Over the past decade, Hungary has become the world’s biggest laboratory for pro-birth policy, as Prime Minister Viktor Orban’s government has spent heavily to try to reverse demographic decline and protect the country’s national character. Since 2010, Budapest has built an unusually aggressive family policy package designed to lift fertility from 1.23 to 2.1, the replacement level needed to sustain the population. The program includes low-interest loans for young couples that are forgiven after three children, long maternity leave, and income-tax exemptions for large families.
The government says the strategy is working, but the evidence is mixed. Data from the OECD and Hungary’s statistical office show fertility has risen since the program began, reaching about 1.55 to 1.59 in 2023 to 2025, an increase of roughly 25% to 30%. Even so, experts say the gains are modest and the early boost has leveled off.
Researchers say the incentives mostly helped relatively well-off and middle-to-upper-income families that were already planning to have more children. Around 40% of couples who took the loans eventually met the childbearing targets required for loan forgiveness. World Bank studies cited in the report say the fiscal cost is around 4% to 5% of GDP, a price they argue is out of proportion to the results.

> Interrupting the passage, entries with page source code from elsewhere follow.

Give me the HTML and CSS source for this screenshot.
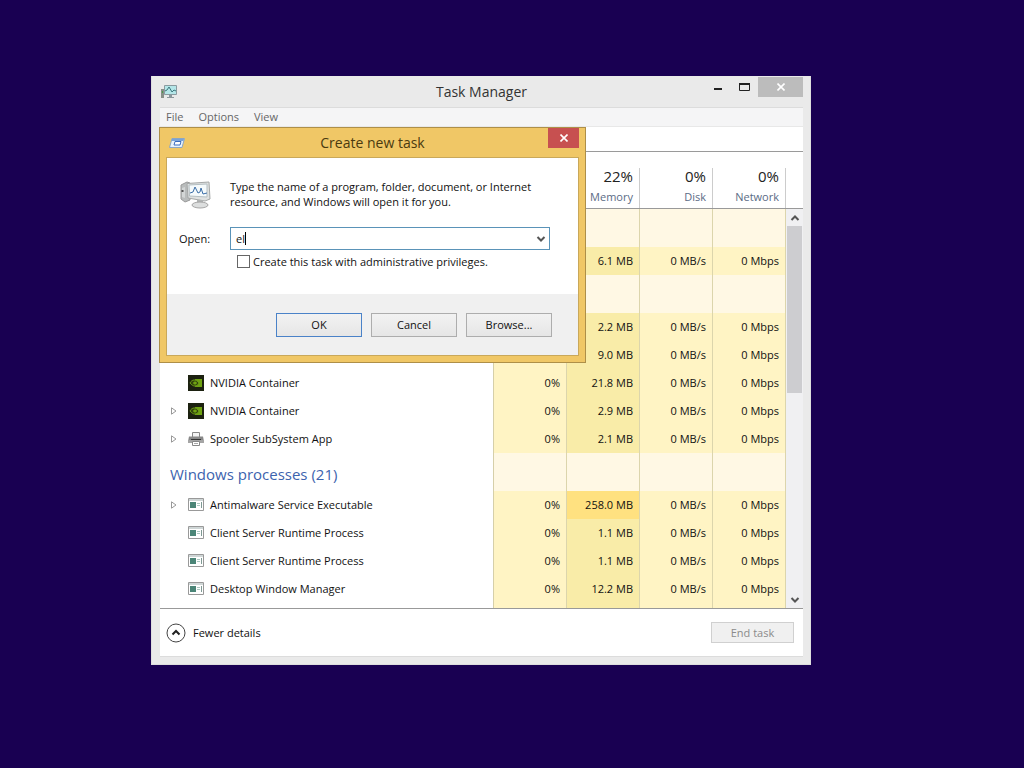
FILE: index.html
```
<!DOCTYPE html>
<html lang="en">
<head>
<meta charset="utf-8">
<title>Task Manager</title>
<link rel="stylesheet" href="styles.css">
</head>

<body>

<!-- shared icons -->
<svg class="defs" aria-hidden="true">
  <symbol id="i-arrow" viewBox="0 0 6 8">
    <path d="M.5 .8v6.4L5 4z" fill="#fff" stroke="#999"/>
  </symbol>
  <symbol id="i-nvidia" viewBox="0 0 16 16">
    <path d="M0 0h16v16H0z" fill="#1c2110"/>
    <path d="M7 4h7v8H7z" fill="#6fa312"/>
    <path d="M2 8c2-4 6-4 9 0-2 4-6 4-9 0z" fill="#33450c" stroke="#6b9a17"/>
    <path d="M5 8c1-2 3-2 4 0-1 2-3 2-4 0z" fill="#6fa312"/>
  </symbol>
  <symbol id="i-printer" viewBox="0 0 16 16">
    <path d="M4.500 1.500h7v5h-7z" fill="#f4f4f4" stroke="#888"/>
    <path d="M1 5.500h14l1 5H0z" fill="#888"/>
    <path d="M0 9h16v3H0z" fill="#a5a5a5"/>
    <path d="M3 8h10v1H3z" fill="#333"/>
    <path d="M4.500 10.500h7v4h-7z" fill="#fff" stroke="#888"/>
    <path d="M6 12.500h4" stroke="#aaa"/>
  </symbol>
  <symbol id="i-exe" viewBox="0 0 16 14">
    <path d="M.5 .5h15v12H.5z" fill="#fff" stroke="#999"/>
    <path d="M1 1h14v2H1z" fill="#cfd6d6"/>
    <path d="M2 4h6v6H2z" fill="#4b8577"/>
    <path d="M9 5.500h3M9 7.500h3" stroke="#aac8c0"/>
    <path d="M13.500 4v6" stroke="#7f9a94"/>
  </symbol>
  <symbol id="i-up" viewBox="0 0 10 6">
    <path d="M1.500 5L5 1.500 8.500 5" fill="none" stroke="#555" stroke-width="2"/>
  </symbol>
  <symbol id="i-down" viewBox="0 0 10 6">
    <path d="M1.500 1L5 4.500 8.500 1" fill="none" stroke="#555" stroke-width="2"/>
  </symbol>
  <symbol id="i-close" viewBox="0 0 8 8">
    <path d="M.5 .5l7 7M7.500 .5l-7 7" fill="none" stroke="#fff" stroke-width="1.600"/>
  </symbol>
</svg>

<div class="window">
  <div class="titlebar">
    <svg class="app-icon" viewBox="0 0 16 14">
      <path d="M0 4h3v9H0z" fill="#888f88"/>
      <path d="M1 6h1v2H1z" fill="#4a9a4a"/>
      <path d="M3.500 .5h12v9h-12z" fill="#b4e6e8" stroke="#8b9ba0"/>
      <path d="M4 6l2-1 2-3 3 5 2-2 2 1" fill="none" stroke="#3a777d"/>
      <path d="M8 10h3v2H8zM6 12h7v1H6z" fill="#8c979c"/>
    </svg>
    <h1>Task Manager</h1>
    <div class="controls">
      <button type="button" aria-label="Minimize"><svg width="8" height="8"><path d="M0 5h8v2H0z" fill="#222"/></svg></button>
      <button type="button" aria-label="Maximize"><svg width="11" height="8"><path d="M.5 1h10v6.500H.5z" fill="none" stroke="#222"/><path d="M0 0h11v2H0z" fill="#222"/></svg></button>
      <button type="button" class="close" aria-label="Close"><svg width="8" height="8"><use href="#i-close"/></svg></button>
    </div>
  </div>

  <div class="client">
    <div class="menu">
      <button type="button">File</button>
      <button type="button">Options</button>
      <button type="button">View</button>
    </div>
    <div class="tabs"></div>

    <div class="list">
      <table>
        <thead>
          <tr>
            <th class="name"></th>
            <th></th>
            <th><b>22%</b>Memory</th>
            <th><b>0%</b>Disk</th>
            <th><b>0%</b>Network</th>
          </tr>
        </thead>
        <tbody>
          <tr class="group"><th></th><td></td><td></td><td></td><td></td></tr>
          <tr><th></th><td></td><td>6.1 MB</td><td>0 MB/s</td><td>0 Mbps</td></tr>
          <tr class="group"><th></th><td></td><td></td><td></td><td></td></tr>
          <tr><th></th><td></td><td>2.2 MB</td><td>0 MB/s</td><td>0 Mbps</td></tr>
          <tr><th></th><td></td><td>9.0 MB</td><td>0 MB/s</td><td>0 Mbps</td></tr>
          <tr>
            <th><div class="proc"><i></i><svg class="icon"><use href="#i-nvidia"/></svg>NVIDIA Container</div></th>
            <td>0%</td><td>21.8 MB</td><td>0 MB/s</td><td>0 Mbps</td>
          </tr>
          <tr>
            <th><div class="proc"><i><svg width="6" height="8"><use href="#i-arrow"/></svg></i><svg class="icon"><use href="#i-nvidia"/></svg>NVIDIA Container</div></th>
            <td>0%</td><td>2.9 MB</td><td>0 MB/s</td><td>0 Mbps</td>
          </tr>
          <tr>
            <th><div class="proc"><i><svg width="6" height="8"><use href="#i-arrow"/></svg></i><svg class="icon"><use href="#i-printer"/></svg>Spooler SubSystem App</div></th>
            <td>0%</td><td>2.1 MB</td><td>0 MB/s</td><td>0 Mbps</td>
          </tr>
          <tr class="group"><th>Windows processes (21)</th><td></td><td></td><td></td><td></td></tr>
          <tr>
            <th><div class="proc"><i><svg width="6" height="8"><use href="#i-arrow"/></svg></i><svg class="icon"><use href="#i-exe"/></svg>Antimalware Service Executable</div></th>
            <td>0%</td><td class="high">258.0 MB</td><td>0 MB/s</td><td>0 Mbps</td>
          </tr>
          <tr>
            <th><div class="proc"><i></i><svg class="icon"><use href="#i-exe"/></svg>Client Server Runtime Process</div></th>
            <td>0%</td><td>1.1 MB</td><td>0 MB/s</td><td>0 Mbps</td>
          </tr>
          <tr>
            <th><div class="proc"><i></i><svg class="icon"><use href="#i-exe"/></svg>Client Server Runtime Process</div></th>
            <td>0%</td><td>1.1 MB</td><td>0 MB/s</td><td>0 Mbps</td>
          </tr>
          <tr>
            <th><div class="proc"><i></i><svg class="icon"><use href="#i-exe"/></svg>Desktop Window Manager</div></th>
            <td>0%</td><td>12.2 MB</td><td>0 MB/s</td><td>0 Mbps</td>
          </tr>
          <tr><th></th><td></td><td></td><td></td><td></td></tr>
        </tbody>
      </table>
      <div class="scroll">
        <div class="corner"></div>
        <svg width="10" height="6"><use href="#i-up"/></svg>
        <div class="thumb"></div>
        <svg width="10" height="6"><use href="#i-down"/></svg>
      </div>
    </div>

    <div class="footer">
      <button type="button" class="fewer">
        <svg width="20" height="20" viewBox="0 0 20 20">
          <circle cx="10" cy="10" r="9" fill="#fff" stroke="#444"/>
          <path d="M6.500 11.500L10 8l3.500 3.500" fill="none" stroke="#222" stroke-width="2"/>
        </svg>
        Fewer details
      </button>
      <button type="button" class="end" disabled>End task</button>
    </div>
  </div>

  <form class="dialog">
    <div class="dialog-title">
      <svg class="run-icon" viewBox="0 0 16 12">
        <path d="M3 1.500h12.500L13 10.500H.5z" fill="#e8f2fb" stroke="#8ba6c4"/>
        <path d="M3 2h12l-.5 2h-12z" fill="#7aa3d8"/>
        <path d="M6 4.500h6l-1 3.500H5z" fill="#fff" stroke="#3a6cc0"/>
      </svg>
      <h2>Create new task</h2>
      <button type="button" class="dialog-close" aria-label="Close"><svg width="8" height="8"><use href="#i-close"/></svg></button>
    </div>
    <div class="dialog-body">
      <div class="intro">
        <svg width="32" height="30" viewBox="0 0 32 30">
          <path d="M2 6l6-3 3 1v17l-5 2-4-3z" fill="#b9bcbc" stroke="#999"/>
          <path d="M3 9l3-1v11l-3-1z" fill="#d3d6d6"/>
          <path d="M2.500 11h2v2h-2z" fill="#555"/>
          <path d="M8 4.500L30 3l1 17-5 2L9 19z" fill="#dfe1e1" stroke="#a5a8a8"/>
          <path d="M10 6l18-1v13l-17.500-1z" fill="#f5fafc" stroke="#b5bfc2"/>
          <path d="M11 14l3-1 2-5 3 6 2-1 1-4 2 6 4-1" fill="none" stroke="#3b6ea8"/>
          <path d="M18 21h6v3h-6z" fill="#b0b3b3"/>
          <ellipse cx="21" cy="26" rx="8" ry="3" fill="#dcdede" stroke="#a5a5a5"/>
        </svg>
        <p>Type the name of a program, folder, document, or Internet resource, and Windows will open it for you.</p>
      </div>
      <div class="open">
        <label for="cmd">Open:</label>
        <div class="combo">
          <input type="text" id="cmd" value="el" autocomplete="off">
          <span class="caret"></span>
          <button type="button" aria-label="Show history"><svg width="10" height="6"><use href="#i-down"/></svg></button>
        </div>
      </div>
      <label class="admin"><input type="checkbox">Create this task with administrative privileges.</label>
    </div>
    <div class="dialog-buttons">
      <button type="submit" class="default">OK</button>
      <button type="button">Cancel</button>
      <button type="button">Browse...</button>
    </div>
  </form>
</div>

</body>
</html>
```
FILE: styles.css
```
* {
  box-sizing: border-box;
}

body {
  margin: 0;
  min-height: 100vh;
  background: #190052;
  color: #111;
  font: 11px/15px "Open Sans", "Noto Sans", sans-serif;
}

h1, h2, p {
  margin: 0;
  font-weight: normal;
}

button, input {
  font: inherit;
  color: inherit;
  border: 0;
  margin: 0;
  padding: 0;
  background: none;
}

svg {
  display: block;
  flex: none;
}

.defs {
  position: absolute;
  width: 0;
  height: 0;
}

/* main window */

.window {
  position: absolute;
  left: 151px;
  top: 76px;
  width: 660px;
  display: flex;
  flex-direction: column;
  padding: 0 7px 7px 8px;
  background: #eaeaea;
  border: 1px solid #dedede;
  border-top: 0;
}

.titlebar {
  display: grid;
  grid-template-columns: 99px 1fr 99px;
  height: 31px;
  align-items: center;
}

.app-icon {
  width: 16px;
  height: 14px;
  margin-left: 1px;
}

h1 {
  font-size: 14px;
  line-height: 20px;
  text-align: center;
  color: #333;
}

.controls {
  display: flex;
  align-self: start;
  justify-content: flex-end;
  margin-top: 1px;
}

.controls button {
  width: 27px;
  height: 20px;
  display: flex;
  align-items: center;
  justify-content: center;
}

.controls .close {
  width: 45px;
  background: #bcbcbc;
}

.client {
  background: #fff;
  border: 1px solid #dcdcdc;
  border-width: 1px 0;
}

.menu {
  display: flex;
  gap: 15px;
  height: 19px;
  padding: 0 0 2px 6px;
  background: #f5f5f6;
  border-bottom: 1px solid #e8e8e8;
  color: #666;
}

.tabs {
  height: 25px;
  border-bottom: 1px solid #9a9a9a;
}

/* process list */

.list {
  display: flex;
  height: 457px;
  overflow: hidden;
  border-bottom: 1px solid #999;
}

table {
  flex: 1;
  table-layout: fixed;
  border-collapse: separate;
  border-spacing: 0;
}

th {
  font-weight: normal;
  padding: 0;
  text-align: left;
}

thead th {
  width: 73px;
  height: 57px;
  padding: 11px 7px 0 0;
  text-align: right;
  color: #5b6b85;
  background: linear-gradient(#ccc, #ccc) right bottom / 1px 40px no-repeat;
  border-bottom: 1px solid #999;
}

thead .name {
  width: auto;
}

thead b {
  display: block;
  margin-bottom: 4px;
  font-size: 15px;
  line-height: 18px;
  font-weight: normal;
  color: #222;
}

tbody th {
  border-right: 1px solid #d6cfa9;
}

td {
  height: 28px;
  padding: 0 6px 2px 0;
  text-align: right;
  background: #fff4c4;
  border-right: 1px solid #dcd5ac;
}

td:nth-child(3) {
  background: #f9eca8;
}

td.high {
  background: #ffe180;
}

.group td {
  height: 38px;
  background: #fff8e4;
}

.group th {
  padding: 4px 0 0 10px;
  font-size: 15px;
  line-height: 20px;
  color: #3d63ae;
}

.proc {
  display: flex;
  align-items: center;
  padding: 0 0 2px 10px;
}

.proc i {
  width: 18px;
  padding: 1px 0 0 1px;
}

.icon {
  width: 16px;
  height: 16px;
  margin: 1px 6px -1px 0;
}

.scroll {
  width: 17px;
  display: flex;
  flex-direction: column;
  align-items: center;
  padding-bottom: 5px;
  background: #f0f0f2;
}

.corner {
  width: 100%;
  height: 57px;
  margin-bottom: 6px;
  background: #fff;
  border-bottom: 1px solid #999;
}

.thumb {
  width: 15px;
  height: 167px;
  margin: 5px 0 auto;
  background: #cdcdd0;
}

.footer {
  display: flex;
  justify-content: space-between;
  align-items: center;
  height: 47px;
  padding: 0 9px 0 6px;
}

.fewer {
  display: flex;
  align-items: center;
  gap: 7px;
}

.end {
  width: 83px;
  height: 21px;
  background: #f0f0f0;
  border: 1px solid #d0d0d0;
  color: #8b8b8b;
}

/* run dialog */

.dialog {
  position: absolute;
  left: 7px;
  top: 51px;
  width: 427px;
  padding: 0 6px 6px;
  background: #f0c766;
  border: 1px solid #ae8f48;
}

.dialog-title {
  display: grid;
  grid-template-columns: 31px 1fr 31px;
  align-items: center;
  height: 29px;
}

.run-icon {
  width: 16px;
  height: 12px;
  margin-left: 3px;
}

h2 {
  font-size: 14px;
  line-height: 20px;
  text-align: center;
  color: #4a3a10;
}

.dialog-close {
  display: flex;
  align-self: start;
  align-items: center;
  justify-content: center;
  height: 20px;
  background: #c75050;
}

.dialog-body {
  height: 137px;
  padding: 21px 28px 0 12px;
  background: #fff;
  border: 1px solid #c9a85a;
  border-bottom: 0;
}

.intro {
  display: grid;
  grid-template-columns: 51px 1fr;
}

.open {
  display: grid;
  grid-template-columns: 51px 1fr;
  align-items: center;
  margin-top: 18px;
}

.combo {
  position: relative;
  display: flex;
  height: 23px;
  border: 1px solid #5a93b8;
}

.combo input {
  flex: 1;
  min-width: 0;
  padding: 0 0 1px 5px;
  outline: 0;
}

/* text cursor after the typed command */
.caret {
  position: absolute;
  left: 14px;
  top: 4px;
  width: 1px;
  height: 13px;
  background: #000;
}

.combo button {
  width: 16px;
  display: flex;
  align-items: center;
  justify-content: center;
}

.admin {
  display: flex;
  align-items: center;
  gap: 3px;
  margin: 4px 0 0 58px;
}

.admin input {
  appearance: none;
  width: 13px;
  height: 13px;
  border: 1px solid #666;
  background: #fff;
}

.dialog-buttons {
  display: flex;
  justify-content: flex-end;
  gap: 9px;
  padding: 19px 26px 18px 0;
  background: #f0f0f0;
  border: 1px solid #c9a85a;
  border-top: 0;
}

.dialog-buttons button {
  width: 86px;
  height: 24px;
  padding-bottom: 1px;
  background: linear-gradient(#f2f2f2, #e6e6e6);
  border: 1px solid #adadad;
}

.dialog-buttons .default {
  border-color: #4a82c8;
}
```
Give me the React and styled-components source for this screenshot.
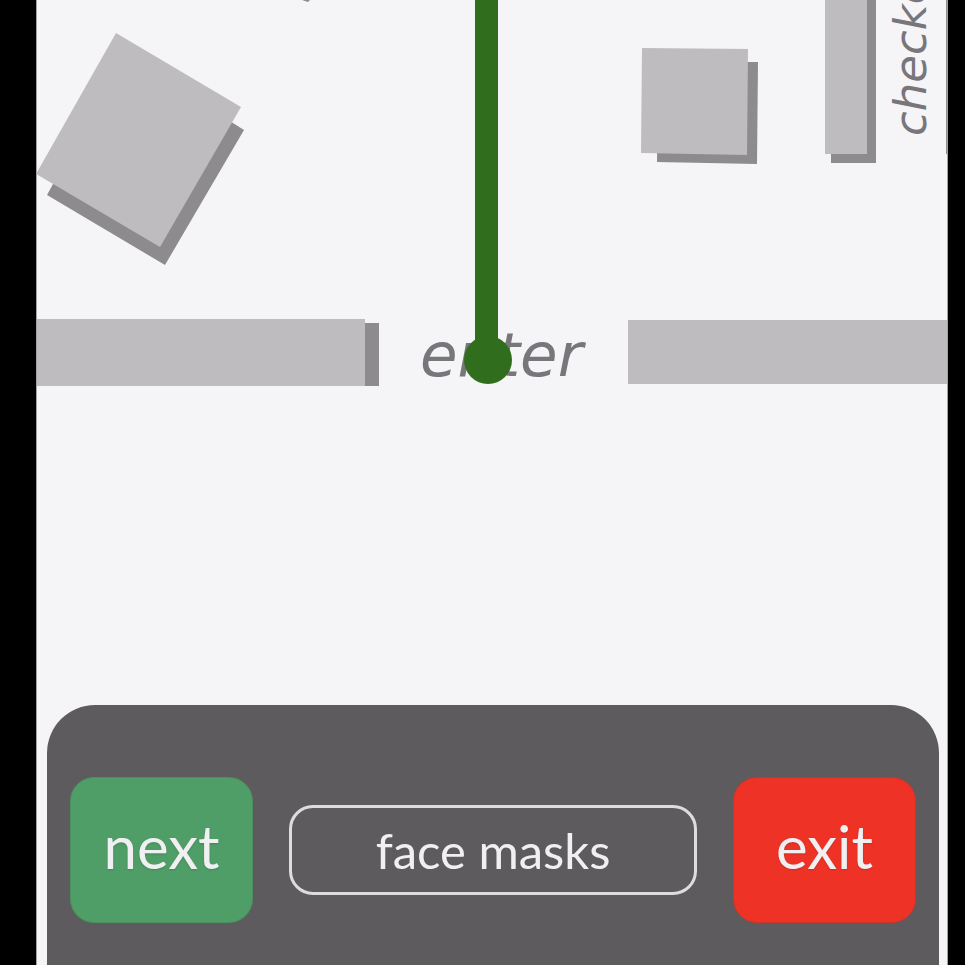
import React from "react";
import styled, { createGlobalStyle } from "styled-components";

const GlobalStyle = createGlobalStyle`
  *, *::before, *::after { box-sizing: border-box; }
  body { margin: 0; background: #000; }
`;

const Screen = styled.div`
  display: flex;
  min-height: 100vh;
  padding: 0 17px 0 36px;
  background: #000;
`;

const Phone = styled.main`
  flex: 1;
  min-width: 0;
  display: flex;
  flex-direction: column;
  background: #f5f4f7;
  border: solid #a3a2a4;
  border-width: 0 1px;
`;

const StoreMap = styled.svg`
  display: block;
  flex: 1;
  width: 100%;
  min-height: 0;
`;

const Shelf = styled.polygon`
  fill: #bebcbf;
`;

const Shade = styled.polygon`
  fill: #8d8b8e;
`;

const MapLabel = styled.text`
  font-family: "DejaVu Sans", Verdana, sans-serif;
  font-style: italic;
  font-size: ${({ $size }) => $size}px;
  fill: #78767a;
`;

const Route = styled.g`
  fill: #306e1e;
`;

const Controls = styled.footer`
  display: flex;
  align-items: center;
  gap: 36px;
  margin: 0 8px 0 10px;
  padding: 72px 23px 42px 23px;
  border-radius: 48px 48px 0 0;
  background: #5d5b5e;
`;

const ActionButton = styled.button`
  flex: none;
  width: 183px;
  height: 146px;
  padding: 0 0 8px;
  border: 1px solid ${({ $edge }) => $edge};
  border-radius: 24px;
  background: ${({ $fill }) => $fill};
  color: #f0eff2;
  font: 400 60px/72px Lato, sans-serif;
  text-shadow: 0 1px 2px rgba(0, 0, 0, 0.15);
  cursor: pointer;
`;

const ItemButton = styled.button`
  flex: 1;
  min-width: 0;
  height: 90px;
  padding: 0;
  border: 3px solid #dedce0;
  border-radius: 24px;
  background: transparent;
  color: #f0eff2;
  font: 400 49px/60px Lato, sans-serif;
  cursor: pointer;
`;

export default function App() {
  return (
    <>
      <GlobalStyle />
      <Screen>
        <Phone>
          <StoreMap
            viewBox="37 0 910 705"
            preserveAspectRatio="xMidYMid slice"
            role="img"
            aria-label="Store map with a route from the entrance"
          >
            <Shade points="302,0 310,0 308,2" />

            <Shade points="124,54 244,130 165,265 47,195" />
            <Shelf points="116,33 241,107 160,247 36,174" />

            <Shade points="658,62 758,62 757,164 657,162" />
            <Shelf points="642,48 748,49 747,155 641,153" />

            <Shade points="831,0 876,0 876,163 831,163" />
            <Shelf points="825,0 867,0 867,154 825,154" />
            <Shade points="946,0 948,0 948,154 946,154" />

            <Shade points="300,323 379,323 379,386 300,386" />
            <Shelf points="36,319 365,319 365,386 36,386" />
            <Shelf points="628,320 948,320 948,384 628,384" />

            <MapLabel $size={61} x="420" y="376">enter</MapLabel>
            <MapLabel $size={45} transform="translate(926 136) rotate(-90)">
              checko
            </MapLabel>

            <Route>
              <rect x="475" y="-10" width="23" height="370" />
              <circle cx="488" cy="360" r="24" />
            </Route>
          </StoreMap>

          <Controls>
            <ActionButton type="button" $fill="#4f9d67" $edge="#4a9060">
              next
            </ActionButton>
            <ItemButton type="button">face masks</ItemButton>
            <ActionButton type="button" $fill="#ee3326" $edge="#c9362c">
              exit
            </ActionButton>
          </Controls>
        </Phone>
      </Screen>
    </>
  );
}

Academics at Corvinus University in Budapest say most of the economic benefit has gone to wealthier households and has not solved deeper problems such as high living costs and housing shortages for young couples. The article contrasts Hungary with countries such as South Korea and Japan, where cash incentives alone have failed, and France and Sweden, where broader social services, gender equality and accessible childcare are linked to higher fertility. Orban continues to portray the policy as a demographic success, but the scientific view is more cautious, seeing it as a short-term move rather than a cure-all.